Rocket science, right?

Through trial and error, I learned what to eat before and after workouts, and began to experiment with foods.  I didn't deprive myself of anything that I wanted, but I made sure that when it came to nutrition, all my i's were crossed and my t's were dotted (or something like that).  There was room for ice cream, cake, pie, cookies, oh boy - now you see my weakness..., just not before or after any kind of workout.

So, I lost about 40 pounds, and I did a few races, and I found myself in a place that I never imagined.  I was on a scale, and the numbers smiled back at me: 1.2.8.  I didn't weigh that little in high school.  I didn't weigh that little in middle school.  I was skinny!

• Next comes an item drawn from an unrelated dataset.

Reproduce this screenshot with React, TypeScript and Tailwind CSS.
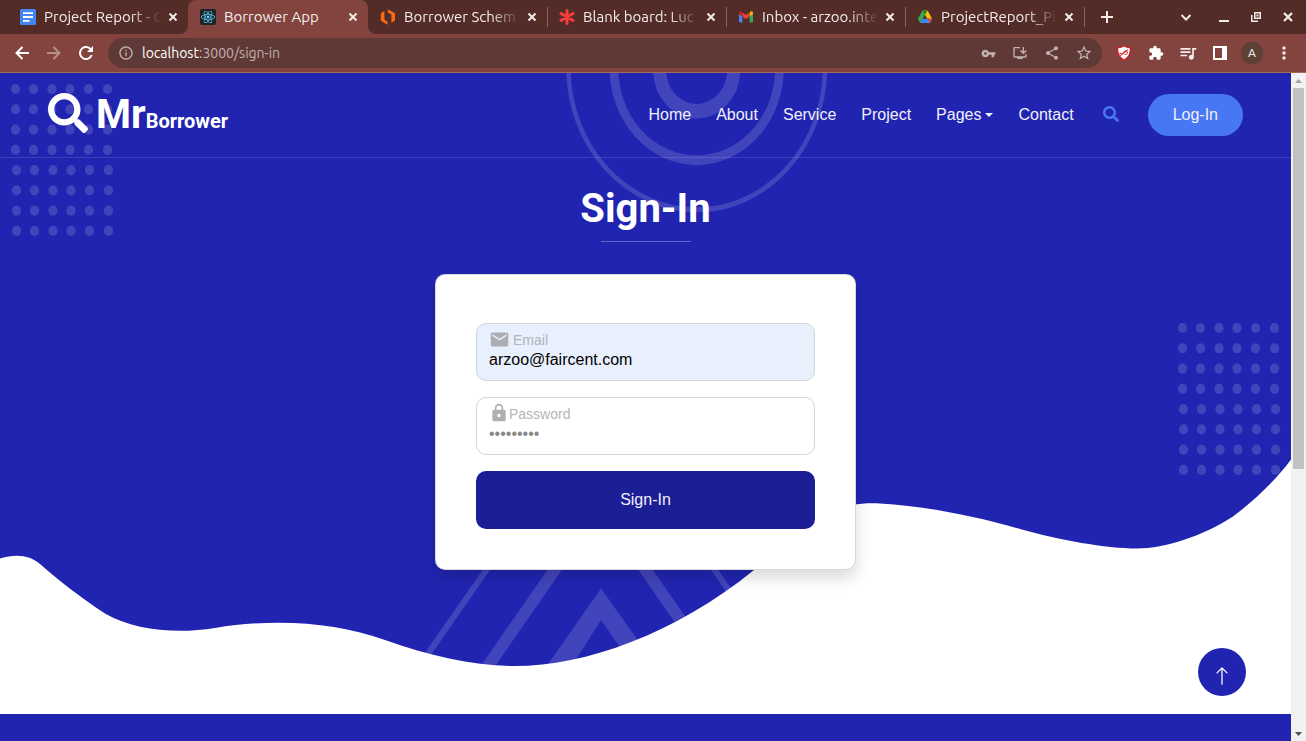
import type { ReactNode } from "react";
import {
  MdEmail,
  MdExtension,
  MdInfoOutline,
  MdInstallDesktop,
  MdLock,
  MdMoreVert,
  MdQueueMusic,
  MdShare,
  MdStarBorder,
  MdVpnKey,
} from "react-icons/md";
import { FaReact, FaSearch } from "react-icons/fa";
import { BsArrowUp } from "react-icons/bs";

const glyphs = {
  close: "M3.500 3.500l7 7M10.500 3.500l-7 7",
  add: "M7 1v12M1 7h12",
  chevron: "M2.500 5L7 9.500 11.500 5",
  back: "M14 7H1.500M7.500 1L1.500 7l6 6",
  forward: "M0 7h12.500M6.500 1l6 6-6 6",
};

function Glyph({ name, size = 14, className = "" }: { name: keyof typeof glyphs; size?: number; className?: string }) {
  return (
    <svg width={size} height={size} viewBox="0 0 14 14" className={className} aria-hidden="true">
      <path d={glyphs[name]} fill="none" stroke="currentColor" strokeWidth="2" />
    </svg>
  );
}

const ReloadIcon = () => (
  <svg width="14" height="14" viewBox="0 0 14 14" className="text-white" aria-hidden="true">
    <path d="M12.700 9A6 6 0 1 1 11.200 2.700L12.500 4" fill="none" stroke="currentColor" strokeWidth="2" />
    <path d="M14 0v6H8z" fill="currentColor" />
  </svg>
);

const DocsIcon = () => (
  <svg width="16" height="16" viewBox="0 0 16 16" aria-hidden="true">
    <rect width="16" height="16" rx="1.5" fill="#4285f4" />
    <path d="M3 3.3h10v1.8H3zM3 7.1h10v1.8H3zM3 10.9h6.5v1.8H3z" fill="#fff" />
  </svg>
);

const ReactIcon = () => (
  <span className="flex size-4 items-center justify-center rounded-xs bg-[#20232a] text-[#61dafb]">
    <FaReact size={14} />
  </span>
);

const LucidIcon = () => (
  <svg width="16" height="16" viewBox="0 0 16 16" aria-hidden="true">
    <path d="M.8 4.2L4.400 2v8.600l3.200 2.200v3L.8 11.800z" fill="#f96b13" />
    <path d="M7.800.2l7.200 4v7.400l-3.600 2.200V5.600L7.800 3.400z" fill="#f96b13" />
  </svg>
);

const SparkIcon = () => (
  <svg width="16" height="16" viewBox="0 0 16 16" aria-hidden="true">
    <path
      d="M8 1.5v13M2 4.500l12 7M14 4.500L2 11.500"
      stroke="#fa3c3c"
      strokeWidth="3"
      strokeLinecap="round"
    />
  </svg>
);

const GmailIcon = () => (
  <svg width="16" height="16" viewBox="0 0 16 16" aria-hidden="true">
    <path d="M1 5v7.6c0 .5.4.9.9.9H4.400V7.300z" fill="#4285f4" />
    <path d="M15 5v7.6c0 .5-.4.9-.9.9H11.600V7.300z" fill="#34a853" />
    <path d="M11.600 4v3.600L15 5V3.900c0-1.300-1.500-2-2.500-1.200z" fill="#fbbc04" />
    <path d="M1 5l3.400 2.600V4l-.9-1.300C2.500 1.900 1 2.600 1 3.900z" fill="#c5221f" />
    <path d="M4.400 7.600V3.400L8 6.100l3.600-2.700v4.200L8 10.300z" fill="#ea4335" />
  </svg>
);

const DriveIcon = () => (
  <svg width="16" height="16" viewBox="0 0 16 16" aria-hidden="true">
    <path d="M5.500 1.500L.8 9.800l2.300 4.100L8 5.700z" fill="#34a853" />
    <path d="M5.500 1.500h5l4.700 8.300h-4.900z" fill="#fbbc04" />
    <path d="M5.500 9.800h9.700l-2.300 4.100H3.100z" fill="#4285f4" />
    <path d="M10.300 9.800h4.900l-2.300 4.100z" fill="#ea4335" />
    <path d="M5.500 1.500h5L8 5.700z" fill="#188038" />
  </svg>
);

const ShieldIcon = () => (
  <svg width="16" height="16" viewBox="0 0 16 16" aria-hidden="true">
    <path
      d="M8 .8c2 1.500 4 2 6.500 2 0 6-1.200 9.400-6.500 12.600C2.700 12.200 1.500 8.800 1.500 2.800 4 2.800 6 2.300 8 .8z"
      fill="#fff"
      stroke="#d3191c"
      strokeWidth="1.300"
    />
    <path
      d="M4 9.200V7.800c1 1.600 2.800 1 3.300-.3s2.400-2.300 4-.8v1.800c-1 1.500-2.800 1.300-3.400.2M4 11.200l8-6.700"
      fill="none"
      stroke="#d3191c"
      strokeWidth="1"
    />
  </svg>
);

type TabInfo = { title: string; icon: ReactNode; active?: boolean; width: string; separator?: boolean };

const tabs: TabInfo[] = [
  { title: "Project Report - G", icon: <DocsIcon />, width: "w-[180px]" },
  { title: "Borrower App", icon: <ReactIcon />, width: "w-[180px]", active: true },
  { title: "Borrower Schem", icon: <LucidIcon />, width: "w-[179px]", separator: true },
  { title: "Blank board: Luc", icon: <SparkIcon />, width: "w-[179px]", separator: true },
  { title: "Inbox - arzoo.inte", icon: <GmailIcon />, width: "w-[179px]", separator: true },
  { title: "ProjectReport_Pi", icon: <DriveIcon />, width: "w-[179px]", separator: true },
];

function Tab({ title, icon, active, width, separator }: TabInfo) {
  return (
    <div
      className={`relative flex h-full items-center pr-[7px] pl-3 ${width} ${
        active ? "rounded-t-lg bg-[#83443f]" : ""
      }`}
    >
      {active && (
        <>
          <span className="absolute bottom-0 -left-2 size-2 bg-[#83443f]">
            <span className="block size-2 rounded-br-lg bg-[#532c28]" />
          </span>
          <span className="absolute -right-2 bottom-0 size-2 bg-[#83443f]">
            <span className="block size-2 rounded-bl-lg bg-[#532c28]" />
          </span>
        </>
      )}
      <span className="shrink-0">{icon}</span>
      <span
        className={`ml-2 min-w-0 flex-1 overflow-hidden whitespace-nowrap ${
          active ? "" : "[mask-image:linear-gradient(to_right,black_72%,transparent_97%)]"
        }`}
      >
        {title}
      </span>
      <button type="button" aria-label={`Close ${title}`} className="flex size-4 items-center justify-center">
        <Glyph name="close" />
      </button>
      {separator && <span className="absolute -right-px h-5 w-px bg-[#83635d]" />}
    </div>
  );
}

function IconButton({ label, children }: { label: string; children: ReactNode }) {
  return (
    <button type="button" aria-label={label} className="flex h-8 w-8 shrink-0 items-center justify-center">
      {children}
    </button>
  );
}

function BrowserChrome() {
  return (
    <div className="shrink-0 border-b border-[#a26b5d] bg-[#83443f] font-['Ubuntu','Noto_Sans',sans-serif] text-sm text-[#f3eceb]">
      <div className="flex h-[34px] items-center bg-[#532c28] pl-2 text-[15px]">
        {tabs.map((tab) => (
          <Tab key={tab.title} {...tab} />
        ))}
        <button type="button" aria-label="New tab" className="ml-[13px] flex size-5 items-center justify-center">
          <Glyph name="add" />
        </button>
        <div className="ml-auto flex items-center pr-0.5">
          <button type="button" aria-label="Search tabs" className="mr-1.5 flex w-8 justify-center">
            <Glyph name="chevron" />
          </button>
          <IconButton label="Minimize">
            <svg width="10" height="10" viewBox="0 0 10 10" aria-hidden="true">
              <path d="M0 8h10v2H0z" fill="currentColor" />
            </svg>
          </IconButton>
          <IconButton label="Restore">
            <svg width="10" height="10" viewBox="0 0 10 10" aria-hidden="true">
              <path d="M3 0h7v7H3zM4.500 1.500v4h4v-4z" fill="currentColor" fillRule="evenodd" />
              <path d="M.75 3v6.250H7" fill="none" stroke="currentColor" strokeWidth="1.500" />
              <path d="M5.500 2.500h2v2h-2z" fill="currentColor" />
            </svg>
          </IconButton>
          <IconButton label="Close window">
            <Glyph name="close" size={16} />
          </IconButton>
        </div>
      </div>
      <div className="flex h-[38px] items-center pr-1.5 pl-1.5">
        <IconButton label="Back">
          <Glyph name="back" className="text-white" />
        </IconButton>
        <IconButton label="Forward">
          <Glyph name="forward" className="text-[#b98f8c]" />
        </IconButton>
        <IconButton label="Reload">
          <ReloadIcon />
        </IconButton>
        <div className="mr-1.5 ml-1.5 flex h-[30px] min-w-0 flex-1 items-center rounded-full bg-[#5f3935] pr-0.5 pl-2.5 text-[#c3b2b0]">
          <MdInfoOutline size={16} className="shrink-0" />
          <span className="ml-2 flex-1 truncate">
            <span className="text-white">localhost</span>:3000/sign-in
          </span>
          <IconButton label="Passwords">
            <MdVpnKey size={15} />
          </IconButton>
          <IconButton label="Install app">
            <MdInstallDesktop size={16} />
          </IconButton>
          <IconButton label="Share">
            <MdShare size={16} />
          </IconButton>
          <IconButton label="Bookmark">
            <MdStarBorder size={18} />
          </IconButton>
        </div>
        <IconButton label="Content blocker">
          <ShieldIcon />
        </IconButton>
        <IconButton label="Extensions">
          <MdExtension size={16} className="text-white" />
        </IconButton>
        <IconButton label="Media">
          <MdQueueMusic size={20} />
        </IconButton>
        <IconButton label="Side panel">
          <svg width="14" height="14" viewBox="0 0 14 14" aria-hidden="true">
            <path d="M0 0h14v14H0zM2 2v10h7V2z" fill="#fff" fillRule="evenodd" />
          </svg>
        </IconButton>
        <IconButton label="Profile">
          <span className="flex size-[22px] items-center justify-center rounded-full bg-[#5b4036] text-xs text-white">
            A
          </span>
        </IconButton>
        <IconButton label="Menu">
          <MdMoreVert size={20} />
        </IconButton>
      </div>
    </div>
  );
}

const dotColumns = [0, 18, 36.500, 54.500, 73, 92];

function Dots({ x, y }: { x: number; y: number }) {
  return (
    <>
      {Array.from({ length: 8 }, (_, row) =>
        dotColumns.map((dx) => (
          <ellipse
            key={`${row}-${dx}`}
            cx={x + dx + (row > 3 ? 1 : 0)}
            cy={y + row * 20.270}
            rx="4.600"
            ry="5.100"
          />
        )),
      )}
    </>
  );
}

function HeroBackdrop() {
  return (
    <svg
      className="absolute inset-0 h-full w-full"
      viewBox="0 73 1291 593"
      preserveAspectRatio="none"
      aria-hidden="true"
    >
      <g fill="#fff" fillOpacity="0.150">
        <Dots x={15.500} y={89} />
        <Dots x={1182.500} y={328} />
        <path fillRule="evenodd" d="M601 588.500L537 680h26L601 620l42 60h23z" />
        <path fillRule="evenodd" d="M600 494L471 680h14.500L600 515l115 165h14.500z" />
        <path fillRule="evenodd" d="M600.500 401L406 680h7.500L600.500 411l187 269h7.500z" />
      </g>
      <g
        transform="translate(696.700 68.500) scale(1 1.110)"
        fill="none"
        stroke="#fff"
        strokeOpacity="0.150"
      >
        <circle cy="-1" r="128.300" strokeWidth="4.500" />
        <circle r="82.700" strokeWidth="8.700" />
        <circle cy="1.500" r="37" strokeWidth="13" />
      </g>
      <path
        fill="#fff"
        d="M0 558.500C16 553.500 30 555 40 564C62 583 80 597 105 613.500C135 631 178 634 215 628C275 618 335 622 385 640C430 656 475 666 515 666C585 666 675 634 754 570C790 538 820 500 880 503.500C925 506 975 516 1020 529C1060 540 1105 548.500 1137 548.500C1165 548.500 1203 536 1233 516.500C1255 500 1275 481 1291 459.500V667H0z"
      />
    </svg>
  );
}

const navLinks = ["Home", "About", "Service", "Project", "Pages", "Contact"];

function Header() {
  return (
    <header className="flex h-[85px] items-center justify-between border-b border-white/12 px-12">
      <a href="#home" className="flex h-12 items-center gap-2 font-['Roboto',sans-serif] font-bold">
        <FaSearch size={40} className="mb-1" />
        <span className="text-[40px] leading-12">
          Mr<span className="text-xl">Borrower</span>
        </span>
      </a>
      <nav className="flex items-center">
        <ul className="flex gap-[25px] text-[#f0f0fa]">
          {navLinks.map((link) => (
            <li key={link}>
              <a href={`#${link.toLowerCase()}`} className="flex items-center gap-1">
                {link}
                {link === "Pages" && (
                  <svg width="8" height="4" viewBox="0 0 8 4" fill="currentColor" aria-hidden="true">
                    <path d="M0 0h8L4 4z" />
                  </svg>
                )}
              </a>
            </li>
          ))}
        </ul>
        <button type="button" aria-label="Search" className="mr-[29px] mb-0.5 ml-[29px] text-[#4777f5]">
          <FaSearch size={16} />
        </button>
        <a
          href="#login"
          className="flex h-[42px] items-center rounded-full bg-[#4777f5] px-[25px] text-[#f0f0fa]"
        >
          Log-In
        </a>
      </nav>
    </header>
  );
}

function SignInForm() {
  const field = "h-[58px] w-full rounded-[10px] border border-[#ced4da] px-3 pt-[26px] pb-[10px] outline-none";
  return (
    <form
      className="mx-auto mt-8 w-full max-w-[421px] space-y-4 rounded-[10px] border border-black/15 bg-white bg-clip-border px-10 pt-12 pb-10 text-black shadow-[0_8px_16px_rgba(0,0,0,0.15)]"
      onSubmit={(event) => event.preventDefault()}
    >
      <div className="relative">
        <input
          id="email"
          type="email"
          defaultValue="arzoo@faircent.com"
          className={`${field} bg-[#e8f0fe]`}
        />
        <label htmlFor="email" className="absolute top-[5px] left-[13px] flex items-center gap-[3px] text-sm text-[#b0b2b8]">
          <MdEmail size={21} className="text-[#acacb2]" />
          <span className="pt-0.5">Email</span>
        </label>
      </div>
      <div className="relative">
        <input
          id="password"
          type="password"
          defaultValue="password1"
          className={`${field} bg-white text-[#888]`}
        />
        <label htmlFor="password" className="absolute top-[5px] left-[13px] flex items-center text-sm text-[#b5b5b5]">
          <MdLock size={20} className="text-[#b0b0b0]" />
          <span className="pt-0.5">Password</span>
        </label>
      </div>
      <button type="submit" className="h-[58px] w-full rounded-[10px] bg-[#1c1e96] text-[#f0f0fa]">
        Sign-In
      </button>
    </form>
  );
}

function Scrollbar() {
  return (
    <div className="flex w-[15px] shrink-0 flex-col items-center bg-[#f1f1f1]" aria-hidden="true">
      <div className="flex h-[15px] items-center">
        <svg width="7" height="4" viewBox="0 0 7 4" fill="#a3a3a3">
          <path d="M0 4L3.500 0L7 4z" />
        </svg>
      </div>
      <div className="h-[57%] w-[11px] bg-[#c1c1c1]" />
      <div className="mt-auto flex h-[15px] items-center">
        <svg width="7" height="4" viewBox="0 0 7 4" fill="#505050">
          <path d="M0 0h7L3.500 4z" />
        </svg>
      </div>
    </div>
  );
}

export default function App() {
  return (
    <div className="flex h-screen flex-col overflow-hidden font-['Liberation_Sans',Arial,sans-serif] text-base">
      <BrowserChrome />
      <div className="flex min-h-0 flex-1">
        <div className="relative flex min-w-0 flex-1 flex-col overflow-hidden bg-white">
          <main className="relative mb-12 shrink-0 bg-[#2124b1] pb-24 text-white">
            <HeroBackdrop />
            <div className="relative">
              <Header />
              <div className="pt-[27px] text-center">
                <h1 className="font-['Roboto',sans-serif] text-[40px] leading-12 font-bold">Sign-In</h1>
                <div className="mx-auto mt-2 h-px w-[90px] bg-white/30" />
              </div>
              <SignInForm />
            </div>
          </main>
          <footer className="flex-1 bg-[#2124b1]" />
          <a
            href="#top"
            aria-label="Back to top"
            className="absolute right-[45px] bottom-[45px] flex size-12 items-center justify-center rounded-full bg-[#2124b1] pt-2 text-white"
          >
            <BsArrowUp size={20} />
          </a>
        </div>
        <Scrollbar />
      </div>
    </div>
  );
}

Then my husband, who loved me before and has loved me since this crazy ride began, looked at me one day, and said the absolutely positively most outrageously ridiculous thing: 

I think you've lost too much weight.

Come again?

It seems that when you exercise A LOT, you need to eat A LOT.

Again rocket science.  Where's my PhD?

I was eating well, and eating right.  I just wasn't eating enough.  I was burning calories faster than I could take them in.  And I was caught in this weird psychological place that only exists in a woman's mind.  Somewhere on the third floor of my brain, mixed signals were zipping and zapping all over the place.  One part was saying, too much weight, are you nuts? You're a size 2 now!  Let's go for the big 0!  Then the other part was saying, well crap.  Am I making myself sick?  I wanted to revel in the fact that I had gotten my body to a place that only existed in my dreams, but I had done enough training and research about training to know that if I didn't want to land flat on my face in a race, I should probably reassess why I was doing all of the training in the first place.

Now I eat more.  I eat A LOT.  More good stuff than bad.  And I still have trouble gaining weight.

So, why am I trying to gain weight, you ask?

Because, now, I am technically about 5 pounds underweight (Ha!  I find it a little funny to this day that I can actually say that).  And I struggle with that third floor mental ward in my brain that tells me on one hand it's really better to be thin, and on the other hand I've come so far and I can go even farther if I feed my body and my mind.

So, poor me, I am in a perpetual state of maintaining my weight, even trying to gain a few pounds.  I don't take that for granted, I have worked my back side off (literally) to get to a place where I feel comfortable in my body and I don't feel like I am looking in a funhouse mirror every time I get dressed.

It's just a different place to be, on the other side of the fence.

My advice to anyone taking their first steps on a journey of fitness, which will inevitably result in some weight loss, is:

  • Don't sweat it.  I mean, yes you need to sweat, but don't sweat the weighty issues.  Take care of your body and your body will take care of you.
  • EAT, dammit!  Eat well, and eat often.  Don't fall into that trap of thinking that you need to eat less to lose weight.  If you are moving your body, especially with intense activities like running and swimming, the weight is going to leave you.  But you also need to fuel those intense workouts, or you will find yourself needing to be peeled off the giant brick wall that you will most definitely hit.